--- START Input records ---

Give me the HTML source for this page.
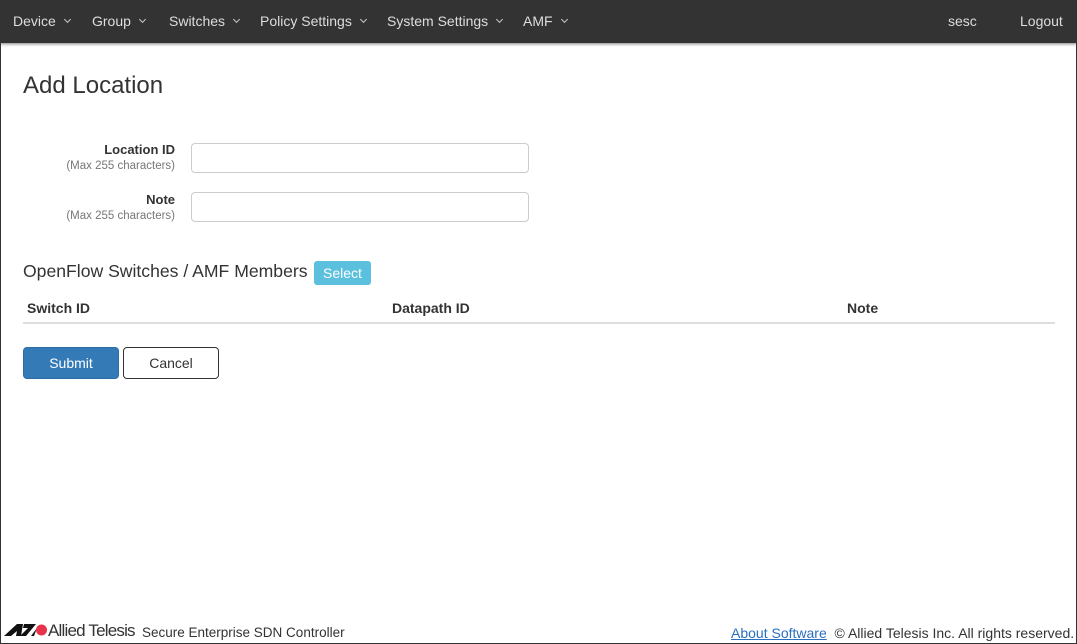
<!DOCTYPE html>
<html><head><meta charset="utf-8"><style>
*{box-sizing:border-box;margin:0;padding:0}
html,body{width:1077px;height:644px;overflow:hidden;background:#fff}
body{font-family:"Liberation Sans",sans-serif;color:#333;position:relative}
.frame{position:absolute;left:0;top:0;width:1077px;height:644px;border:1px solid #333;pointer-events:none}
.nav{position:absolute;left:0;top:0;width:1077px;height:43px;background:#333;box-shadow:0 1px 3px rgba(0,0,0,.5);color:#ddd;font-size:14px}
.nav span{position:absolute;top:13px;white-space:nowrap}
.nav i{display:inline-block;width:5px;height:5px;border-right:1px solid #ccc;border-bottom:1px solid #ccc;transform:rotate(45deg);margin-left:9px;position:relative;top:-4px}
h1{position:absolute;left:23px;top:72px;font-size:24px;font-weight:normal;color:#333}
.lbl{position:absolute;right:902px;text-align:right}
.lbl b{display:block;font-size:13px;color:#333}
.lbl small{display:block;font-size:11.5px;color:#777;margin-top:3px}
.inp{position:absolute;left:191px;width:338px;height:30px;border:1px solid #ccc;border-radius:4px}
h2{position:absolute;left:23px;top:261px;font-size:17.6px;font-weight:normal;color:#333}
.sel{position:absolute;left:314px;top:261px;width:57px;height:24px;background:#5bc0de;border-radius:3px;color:#fff;font-size:14px;text-align:center;line-height:24px}
.th{position:absolute;top:300px;font-size:14px;font-weight:bold;color:#333}
.line{position:absolute;left:23px;top:322px;width:1032px;height:2px;background:#ddd}
.btn{position:absolute;top:347px;height:32px;border-radius:4px;font-size:14px;text-align:center;line-height:30px}
.foot{position:absolute;top:625px;font-size:14px;color:#333;white-space:nowrap}
</style></head><body>
<div class="nav">
<span style="left:13px">Device<i></i></span>
<span style="left:92px">Group<i></i></span>
<span style="left:169px">Switches<i></i></span>
<span style="left:260px">Policy Settings<i></i></span>
<span style="left:387px">System Settings<i></i></span>
<span style="left:523px">AMF<i></i></span>
<span style="left:948px">sesc</span>
<span style="left:1020px">Logout</span>
</div>
<h1>Add Location</h1>
<div class="lbl" style="top:142px"><b>Location ID</b><small>(Max 255 characters)</small></div>
<div class="inp" style="top:143px"></div>
<div class="lbl" style="top:192px"><b>Note</b><small>(Max 255 characters)</small></div>
<div class="inp" style="top:192px"></div>
<h2>OpenFlow Switches / AMF Members</h2>
<div class="sel">Select</div>
<div class="th" style="left:27px">Switch ID</div>
<div class="th" style="left:392px">Datapath ID</div>
<div class="th" style="left:847px">Note</div>
<div class="line"></div>
<div class="btn" style="left:23px;width:96px;background:#337ab7;color:#fff;border:1px solid #2e6da4">Submit</div>
<div class="btn" style="left:123px;width:96px;background:#fff;color:#333;border:1px solid #333">Cancel</div>
<svg style="position:absolute;left:4px;top:623px" width="44" height="14" viewBox="0 0 44 14">
<polygon points="0,13 13,1 19,1 17,13 12,13 13,8 7,13" fill="#111"/>
<polygon points="20,1 32,1 22,13 16,13 24,5 19,5" fill="#111"/>
<polygon points="27,13 33,5 30,13" fill="#111"/>
<circle cx="37.5" cy="7" r="5.5" fill="#e8344a"/>
</svg>
<div class="foot" style="left:48px;top:621px;font-size:17px;letter-spacing:-0.8px">Allied Telesis</div>
<div class="foot" style="left:142px;font-size:13.5px">Secure Enterprise SDN Controller</div>
<div class="foot" style="left:731px"><span style="color:#2a6fc0;text-decoration:underline">About Software</span> &nbsp;© Allied Telesis Inc. All rights reserved.</div>
<div class="frame"></div>
</body></html>
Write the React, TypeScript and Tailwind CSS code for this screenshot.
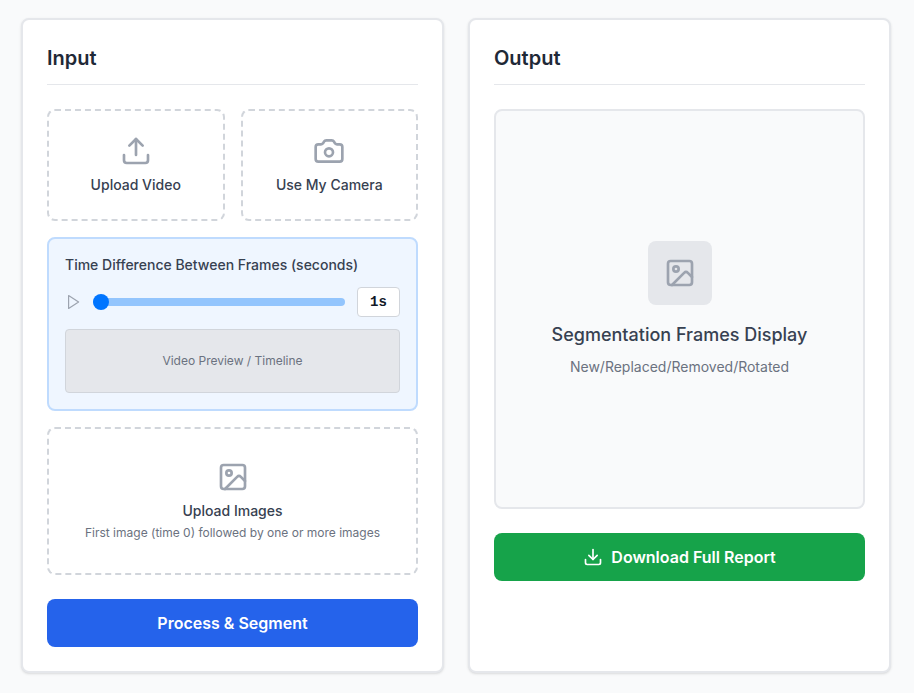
import { Camera, Download, Image, Upload } from "lucide-react";

export default function App() {
  return (
    <div className="min-h-[693px] bg-[#f9fafb] pt-[18px] pb-[20px] pl-[21px] pr-[23px] font-['Inter',sans-serif] [font-optical-sizing:none]">
      <div className="grid h-[655px] grid-cols-2 gap-6">
        {/* Input */}
        <section className="rounded-lg border-2 border-[#e5e7eb] bg-white p-6 shadow-sm">
          <h2 className="mb-6 border-b border-[#e5e7eb] pb-3 text-xl font-semibold text-[#1f2937]">Input</h2>

          <div className="grid grid-cols-2 gap-4">
            <button className="flex flex-col items-center rounded-lg border-2 border-dashed border-[#d1d5db] p-6">
              <Upload className="mb-2 h-8 w-8 text-[#9ca3af]" />
              <span className="text-sm font-medium text-[#374151]">Upload Video</span>
            </button>
            <button className="flex flex-col items-center rounded-lg border-2 border-dashed border-[#d1d5db] p-6">
              <Camera className="mb-2 h-8 w-8 text-[#9ca3af]" />
              <span className="text-sm font-medium text-[#374151]">Use My Camera</span>
            </button>
          </div>

          <div className="mt-4 rounded-lg border-2 border-[#bfdbfe] bg-[#eff6ff] p-4">
            <label className="mb-3 block text-sm font-medium text-[#374151]">
              Time Difference Between Frames (seconds)
            </label>
            <div className="flex items-center gap-3">
              <svg className="h-4 w-4 flex-none text-[#9ca3af]" viewBox="0 0 16 16" fill="none" stroke="currentColor" strokeWidth="1.2">
                <path d="M3.6 1.6 13.6 8 3.6 14.4z" strokeLinejoin="round" />
              </svg>
              <div className="flex h-2 flex-1 items-center rounded-full bg-[#93c5fd]">
                <div className="h-4 w-4 rounded-full bg-[#0075ff]" />
              </div>
              <div className="flex h-[30px] w-[43px] items-center justify-center rounded border border-[#d1d5db] bg-white font-['Liberation_Mono',monospace] text-sm font-bold text-[#111827]">
                1s
              </div>
            </div>
            <div className="mt-3 flex h-16 items-center justify-center rounded border border-[#d1d5db] bg-[#e5e7eb] text-xs text-[#6b7280]">
              Video Preview / Timeline
            </div>
          </div>

          <button className="mt-4 flex w-full flex-col items-center rounded-lg border-2 border-dashed border-[#d1d5db] p-8">
            <Image className="mb-2 h-8 w-8 text-[#9ca3af]" />
            <span className="text-sm font-medium text-[#374151]">Upload Images</span>
            <span className="mt-1 text-xs text-[#6b7280]">First image (time 0) followed by one or more images</span>
          </button>

          <button className="mt-6 h-12 w-full rounded-lg bg-[#2563eb] font-semibold text-white">Process &amp; Segment</button>
        </section>

        {/* Output */}
        <section className="rounded-lg border-2 border-[#e5e7eb] bg-white p-6 shadow-sm">
          <h2 className="mb-6 border-b border-[#e5e7eb] pb-3 text-xl font-semibold text-[#1f2937]">Output</h2>

          <div className="flex h-[400px] flex-col items-center justify-center rounded-lg border-2 border-[#e5e7eb] bg-[#f9fafb]">
            <div className="mb-4 flex h-16 w-16 items-center justify-center rounded-lg bg-[#e5e7eb]">
              <Image className="h-8 w-8 text-[#9ca3af]" />
            </div>
            <h3 className="mb-2 text-lg font-medium text-[#374151]">Segmentation Frames Display</h3>
            <p className="text-sm text-[#6b7280]">New/Replaced/Removed/Rotated</p>
          </div>

          <button className="mt-6 flex h-12 w-full items-center justify-center gap-2 rounded-lg bg-[#16a34a] font-semibold text-white">
            <Download className="h-5 w-5" />
            Download Full Report
          </button>
        </section>
      </div>
    </div>
  );
}
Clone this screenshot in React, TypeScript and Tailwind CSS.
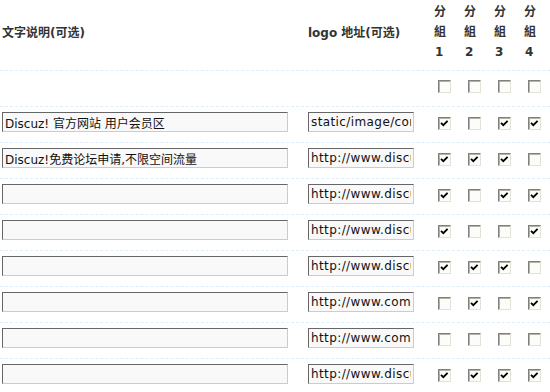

--- END Input records ---

Every record gets retyped exactly; no picture goes into the copy.

Give me the HTML source for this page.
<!DOCTYPE html>
<html><head><meta charset="utf-8"><style>
*{box-sizing:border-box;margin:0;padding:0}
html,body{width:1077px;height:644px;overflow:hidden;background:#fff}
body{font-family:"Liberation Sans",sans-serif;color:#333;position:relative}
.frame{position:absolute;left:0;top:0;width:1077px;height:644px;border:1px solid #333;pointer-events:none}
.nav{position:absolute;left:0;top:0;width:1077px;height:43px;background:#333;box-shadow:0 1px 3px rgba(0,0,0,.5);color:#ddd;font-size:14px}
.nav span{position:absolute;top:13px;white-space:nowrap}
.nav i{display:inline-block;width:5px;height:5px;border-right:1px solid #ccc;border-bottom:1px solid #ccc;transform:rotate(45deg);margin-left:9px;position:relative;top:-4px}
h1{position:absolute;left:23px;top:72px;font-size:24px;font-weight:normal;color:#333}
.lbl{position:absolute;right:902px;text-align:right}
.lbl b{display:block;font-size:13px;color:#333}
.lbl small{display:block;font-size:11.5px;color:#777;margin-top:3px}
.inp{position:absolute;left:191px;width:338px;height:30px;border:1px solid #ccc;border-radius:4px}
h2{position:absolute;left:23px;top:261px;font-size:17.6px;font-weight:normal;color:#333}
.sel{position:absolute;left:314px;top:261px;width:57px;height:24px;background:#5bc0de;border-radius:3px;color:#fff;font-size:14px;text-align:center;line-height:24px}
.th{position:absolute;top:300px;font-size:14px;font-weight:bold;color:#333}
.line{position:absolute;left:23px;top:322px;width:1032px;height:2px;background:#ddd}
.btn{position:absolute;top:347px;height:32px;border-radius:4px;font-size:14px;text-align:center;line-height:30px}
.foot{position:absolute;top:625px;font-size:14px;color:#333;white-space:nowrap}
</style></head><body>
<div class="nav">
<span style="left:13px">Device<i></i></span>
<span style="left:92px">Group<i></i></span>
<span style="left:169px">Switches<i></i></span>
<span style="left:260px">Policy Settings<i></i></span>
<span style="left:387px">System Settings<i></i></span>
<span style="left:523px">AMF<i></i></span>
<span style="left:948px">sesc</span>
<span style="left:1020px">Logout</span>
</div>
<h1>Add Location</h1>
<div class="lbl" style="top:142px"><b>Location ID</b><small>(Max 255 characters)</small></div>
<div class="inp" style="top:143px"></div>
<div class="lbl" style="top:192px"><b>Note</b><small>(Max 255 characters)</small></div>
<div class="inp" style="top:192px"></div>
<h2>OpenFlow Switches / AMF Members</h2>
<div class="sel">Select</div>
<div class="th" style="left:27px">Switch ID</div>
<div class="th" style="left:392px">Datapath ID</div>
<div class="th" style="left:847px">Note</div>
<div class="line"></div>
<div class="btn" style="left:23px;width:96px;background:#337ab7;color:#fff;border:1px solid #2e6da4">Submit</div>
<div class="btn" style="left:123px;width:96px;background:#fff;color:#333;border:1px solid #333">Cancel</div>
<svg style="position:absolute;left:4px;top:623px" width="44" height="14" viewBox="0 0 44 14">
<polygon points="0,13 13,1 19,1 17,13 12,13 13,8 7,13" fill="#111"/>
<polygon points="20,1 32,1 22,13 16,13 24,5 19,5" fill="#111"/>
<polygon points="27,13 33,5 30,13" fill="#111"/>
<circle cx="37.5" cy="7" r="5.5" fill="#e8344a"/>
</svg>
<div class="foot" style="left:48px;top:621px;font-size:17px;letter-spacing:-0.8px">Allied Telesis</div>
<div class="foot" style="left:142px;font-size:13.5px">Secure Enterprise SDN Controller</div>
<div class="foot" style="left:731px"><span style="color:#2a6fc0;text-decoration:underline">About Software</span> &nbsp;© Allied Telesis Inc. All rights reserved.</div>
<div class="frame"></div>
</body></html>
Write the React, TypeScript and Tailwind CSS code for this screenshot.
import { Camera, Download, Image, Upload } from "lucide-react";

export default function App() {
  return (
    <div className="min-h-[693px] bg-[#f9fafb] pt-[18px] pb-[20px] pl-[21px] pr-[23px] font-['Inter',sans-serif] [font-optical-sizing:none]">
      <div className="grid h-[655px] grid-cols-2 gap-6">
        {/* Input */}
        <section className="rounded-lg border-2 border-[#e5e7eb] bg-white p-6 shadow-sm">
          <h2 className="mb-6 border-b border-[#e5e7eb] pb-3 text-xl font-semibold text-[#1f2937]">Input</h2>

          <div className="grid grid-cols-2 gap-4">
            <button className="flex flex-col items-center rounded-lg border-2 border-dashed border-[#d1d5db] p-6">
              <Upload className="mb-2 h-8 w-8 text-[#9ca3af]" />
              <span className="text-sm font-medium text-[#374151]">Upload Video</span>
            </button>
            <button className="flex flex-col items-center rounded-lg border-2 border-dashed border-[#d1d5db] p-6">
              <Camera className="mb-2 h-8 w-8 text-[#9ca3af]" />
              <span className="text-sm font-medium text-[#374151]">Use My Camera</span>
            </button>
          </div>

          <div className="mt-4 rounded-lg border-2 border-[#bfdbfe] bg-[#eff6ff] p-4">
            <label className="mb-3 block text-sm font-medium text-[#374151]">
              Time Difference Between Frames (seconds)
            </label>
            <div className="flex items-center gap-3">
              <svg className="h-4 w-4 flex-none text-[#9ca3af]" viewBox="0 0 16 16" fill="none" stroke="currentColor" strokeWidth="1.2">
                <path d="M3.6 1.6 13.6 8 3.6 14.4z" strokeLinejoin="round" />
              </svg>
              <div className="flex h-2 flex-1 items-center rounded-full bg-[#93c5fd]">
                <div className="h-4 w-4 rounded-full bg-[#0075ff]" />
              </div>
              <div className="flex h-[30px] w-[43px] items-center justify-center rounded border border-[#d1d5db] bg-white font-['Liberation_Mono',monospace] text-sm font-bold text-[#111827]">
                1s
              </div>
            </div>
            <div className="mt-3 flex h-16 items-center justify-center rounded border border-[#d1d5db] bg-[#e5e7eb] text-xs text-[#6b7280]">
              Video Preview / Timeline
            </div>
          </div>

          <button className="mt-4 flex w-full flex-col items-center rounded-lg border-2 border-dashed border-[#d1d5db] p-8">
            <Image className="mb-2 h-8 w-8 text-[#9ca3af]" />
            <span className="text-sm font-medium text-[#374151]">Upload Images</span>
            <span className="mt-1 text-xs text-[#6b7280]">First image (time 0) followed by one or more images</span>
          </button>

          <button className="mt-6 h-12 w-full rounded-lg bg-[#2563eb] font-semibold text-white">Process &amp; Segment</button>
        </section>

        {/* Output */}
        <section className="rounded-lg border-2 border-[#e5e7eb] bg-white p-6 shadow-sm">
          <h2 className="mb-6 border-b border-[#e5e7eb] pb-3 text-xl font-semibold text-[#1f2937]">Output</h2>

          <div className="flex h-[400px] flex-col items-center justify-center rounded-lg border-2 border-[#e5e7eb] bg-[#f9fafb]">
            <div className="mb-4 flex h-16 w-16 items-center justify-center rounded-lg bg-[#e5e7eb]">
              <Image className="h-8 w-8 text-[#9ca3af]" />
            </div>
            <h3 className="mb-2 text-lg font-medium text-[#374151]">Segmentation Frames Display</h3>
            <p className="text-sm text-[#6b7280]">New/Replaced/Removed/Rotated</p>
          </div>

          <button className="mt-6 flex h-12 w-full items-center justify-center gap-2 rounded-lg bg-[#16a34a] font-semibold text-white">
            <Download className="h-5 w-5" />
            Download Full Report
          </button>
        </section>
      </div>
    </div>
  );
}
Clone this screenshot in React, TypeScript and Tailwind CSS.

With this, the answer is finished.